Claudineia Zuliani, que está no ramo das barbearias desde 2015, foi a escolhida para compor a equipe da Máfia. Apesar de a profissão não ser mais uma novidade e apesar de ter sido muito bem aceita pelos companheiros de trabalho, ela ouviu no começo muitos comentários preconceituosos dos clientes. “Eles chegavam na recepção e, se a balconista falava que eles podiam fazer comigo, eles diziam que preferiam fazer com um homem”, conta Cláudia. “Eu tinha que insistir, aí eles me perguntavam se eu realmente sabia fazer. Eu afirmava que sim e dizia que ia provar que mulher também sabe fazer barba”, completa.

Joabel afirma que essa desconfiança inicial acontece justamente porque as mulheres não tem barba; então, eles já deduzem que elas não sabem mexer e cuidar. “Mas quando eles viram a Cláudia trabalhando e perceberam que ela estudou e treinou para isso, eles experimentaram, adoraram e, hoje, dão mais preferência”, explica. “Ela passou confiança pra os clientes, e uma mão feminina é bem mais agradável que uma masculina”, completa.

Diferencial
“O diferencial do meu trabalho é tanto a mão mais leve para mexer na navalha quanto os detalhes: faço um acabamento melhor e não deixo nenhum pelinho de fora”, explica Vivian. “E também tem o fato de os homens gostarem de escutar a nossa opinião sobre o que as outras mulheres acham mais bonito, que conta mais do que a de outros homens”, brinca.

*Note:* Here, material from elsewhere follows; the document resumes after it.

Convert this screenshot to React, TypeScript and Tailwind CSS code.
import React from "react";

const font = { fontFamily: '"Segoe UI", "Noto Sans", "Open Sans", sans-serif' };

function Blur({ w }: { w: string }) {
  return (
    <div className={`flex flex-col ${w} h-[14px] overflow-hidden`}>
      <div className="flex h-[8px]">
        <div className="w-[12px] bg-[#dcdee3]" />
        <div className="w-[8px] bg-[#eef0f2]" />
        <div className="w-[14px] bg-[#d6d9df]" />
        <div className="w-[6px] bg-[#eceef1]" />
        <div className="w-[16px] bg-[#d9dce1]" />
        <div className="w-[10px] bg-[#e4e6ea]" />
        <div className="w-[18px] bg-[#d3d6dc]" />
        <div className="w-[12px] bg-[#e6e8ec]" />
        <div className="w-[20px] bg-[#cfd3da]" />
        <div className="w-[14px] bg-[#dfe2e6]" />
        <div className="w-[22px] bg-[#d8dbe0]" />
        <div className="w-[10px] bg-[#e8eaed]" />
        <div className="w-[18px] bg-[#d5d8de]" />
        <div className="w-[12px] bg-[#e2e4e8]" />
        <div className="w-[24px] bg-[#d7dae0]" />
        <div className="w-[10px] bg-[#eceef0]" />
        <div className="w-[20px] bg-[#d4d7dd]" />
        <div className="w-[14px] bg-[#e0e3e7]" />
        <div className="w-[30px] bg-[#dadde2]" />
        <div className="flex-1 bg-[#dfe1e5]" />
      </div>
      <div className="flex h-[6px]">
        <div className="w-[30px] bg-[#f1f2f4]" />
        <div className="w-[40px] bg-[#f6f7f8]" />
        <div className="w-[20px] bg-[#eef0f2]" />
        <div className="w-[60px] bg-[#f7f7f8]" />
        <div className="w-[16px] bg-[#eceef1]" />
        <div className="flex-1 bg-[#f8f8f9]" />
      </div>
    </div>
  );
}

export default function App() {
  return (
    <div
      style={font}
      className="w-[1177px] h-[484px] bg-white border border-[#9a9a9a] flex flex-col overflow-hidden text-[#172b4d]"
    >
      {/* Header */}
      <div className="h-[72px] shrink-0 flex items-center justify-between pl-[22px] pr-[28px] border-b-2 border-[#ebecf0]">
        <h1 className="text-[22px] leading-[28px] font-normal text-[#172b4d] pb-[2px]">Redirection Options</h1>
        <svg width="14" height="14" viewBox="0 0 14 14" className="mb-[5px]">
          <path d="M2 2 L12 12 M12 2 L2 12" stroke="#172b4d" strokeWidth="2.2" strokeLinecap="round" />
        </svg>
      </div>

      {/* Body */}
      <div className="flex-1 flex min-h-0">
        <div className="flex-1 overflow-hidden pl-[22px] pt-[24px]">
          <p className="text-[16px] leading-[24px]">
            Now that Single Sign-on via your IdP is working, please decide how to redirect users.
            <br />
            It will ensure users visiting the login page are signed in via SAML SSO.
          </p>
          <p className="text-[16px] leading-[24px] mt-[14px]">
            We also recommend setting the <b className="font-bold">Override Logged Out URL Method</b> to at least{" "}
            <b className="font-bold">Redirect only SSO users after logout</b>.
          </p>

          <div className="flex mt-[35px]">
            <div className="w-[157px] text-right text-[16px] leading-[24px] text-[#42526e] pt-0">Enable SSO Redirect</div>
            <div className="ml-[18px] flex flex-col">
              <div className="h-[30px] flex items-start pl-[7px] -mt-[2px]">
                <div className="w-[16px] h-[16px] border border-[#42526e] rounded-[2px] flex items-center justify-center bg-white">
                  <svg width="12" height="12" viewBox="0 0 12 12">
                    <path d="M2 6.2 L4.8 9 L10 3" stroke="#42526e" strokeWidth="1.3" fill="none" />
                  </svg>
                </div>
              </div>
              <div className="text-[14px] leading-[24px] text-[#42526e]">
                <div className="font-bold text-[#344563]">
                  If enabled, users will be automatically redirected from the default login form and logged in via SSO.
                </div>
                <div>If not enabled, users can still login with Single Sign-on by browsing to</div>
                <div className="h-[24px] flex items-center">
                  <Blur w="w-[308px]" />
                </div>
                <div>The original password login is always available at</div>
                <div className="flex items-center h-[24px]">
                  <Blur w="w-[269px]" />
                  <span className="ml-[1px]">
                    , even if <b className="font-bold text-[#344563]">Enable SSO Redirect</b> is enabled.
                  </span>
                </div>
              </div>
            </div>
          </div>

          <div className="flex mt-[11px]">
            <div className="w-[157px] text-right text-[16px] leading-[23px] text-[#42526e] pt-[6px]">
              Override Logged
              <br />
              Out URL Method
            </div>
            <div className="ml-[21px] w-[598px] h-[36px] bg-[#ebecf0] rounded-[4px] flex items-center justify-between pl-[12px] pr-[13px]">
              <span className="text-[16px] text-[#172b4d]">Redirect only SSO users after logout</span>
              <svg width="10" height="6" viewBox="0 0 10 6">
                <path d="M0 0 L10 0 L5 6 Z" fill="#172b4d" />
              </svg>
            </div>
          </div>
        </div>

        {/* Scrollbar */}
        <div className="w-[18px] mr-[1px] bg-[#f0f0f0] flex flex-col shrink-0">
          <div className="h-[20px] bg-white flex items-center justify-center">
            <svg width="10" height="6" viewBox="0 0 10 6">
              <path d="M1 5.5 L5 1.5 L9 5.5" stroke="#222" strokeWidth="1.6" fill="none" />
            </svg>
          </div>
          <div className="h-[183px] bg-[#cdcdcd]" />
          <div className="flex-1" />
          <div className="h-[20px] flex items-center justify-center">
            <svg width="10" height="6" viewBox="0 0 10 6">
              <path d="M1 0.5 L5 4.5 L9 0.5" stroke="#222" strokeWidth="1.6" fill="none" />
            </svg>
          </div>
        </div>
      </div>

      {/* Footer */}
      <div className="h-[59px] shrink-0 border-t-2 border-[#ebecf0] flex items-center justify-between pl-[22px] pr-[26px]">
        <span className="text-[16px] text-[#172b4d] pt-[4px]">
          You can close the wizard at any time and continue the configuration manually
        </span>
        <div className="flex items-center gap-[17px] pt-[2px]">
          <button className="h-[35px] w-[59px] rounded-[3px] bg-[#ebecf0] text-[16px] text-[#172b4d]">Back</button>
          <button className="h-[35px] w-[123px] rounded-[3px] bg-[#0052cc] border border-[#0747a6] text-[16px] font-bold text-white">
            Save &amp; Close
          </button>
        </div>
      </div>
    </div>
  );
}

Cláudia também dá um toque a mais no seu trabalho. “Além da delicadeza e da percepção maior, eu faço massagem facial para eles relaxarem. É um complemento que eu achei para poder atrair mais clientes pra mim, mas independente disso, sempre faço um bom trabalho, porque a barba é tudo para alguns homens, eles tem um amor e um cuidado muito grande por ela”, ressalta.

Clientela
Todo esse cuidado gerou clientes fiéis para as barber girls. O engenheiro mecânico Renato Neto afirma que começou a ser atendido por Vivian por curiosidade. “Queria saber se ela daria conta de fazer minha barba. Fez como ninguém havia feito. O fato da mulher ser detalhista acaba trazendo mais capricho ao serviço”, afirma ele. “Eu gostei tanto do resultado que hoje saio de Itatiba para fazer a barba com a Vivian. Além de uma excelente profissional, é uma pessoa alegre, que claramente ama o que faz e está de bem com a vida. Isso é fundamental”, completa Renato.


Ciúmes
Vivian afirma que acontece, sim, um ciúmes por parte das namoradas e mulheres dos seus clientes. “Mas a gente tem que tentar lidar com isso da melhor forma possível. Eu, por exemplo, chamo elas para ficar perto e conversar comigo quando os acompanham nos finais de semana”, conta ela. “Já tiveram umas três que vieram me falar que tinham outra imagem de mim por conta das minhas fotos nas redes sociais, mas que, depois que me conhecerem, viram que eu sou gente boa”, conclui.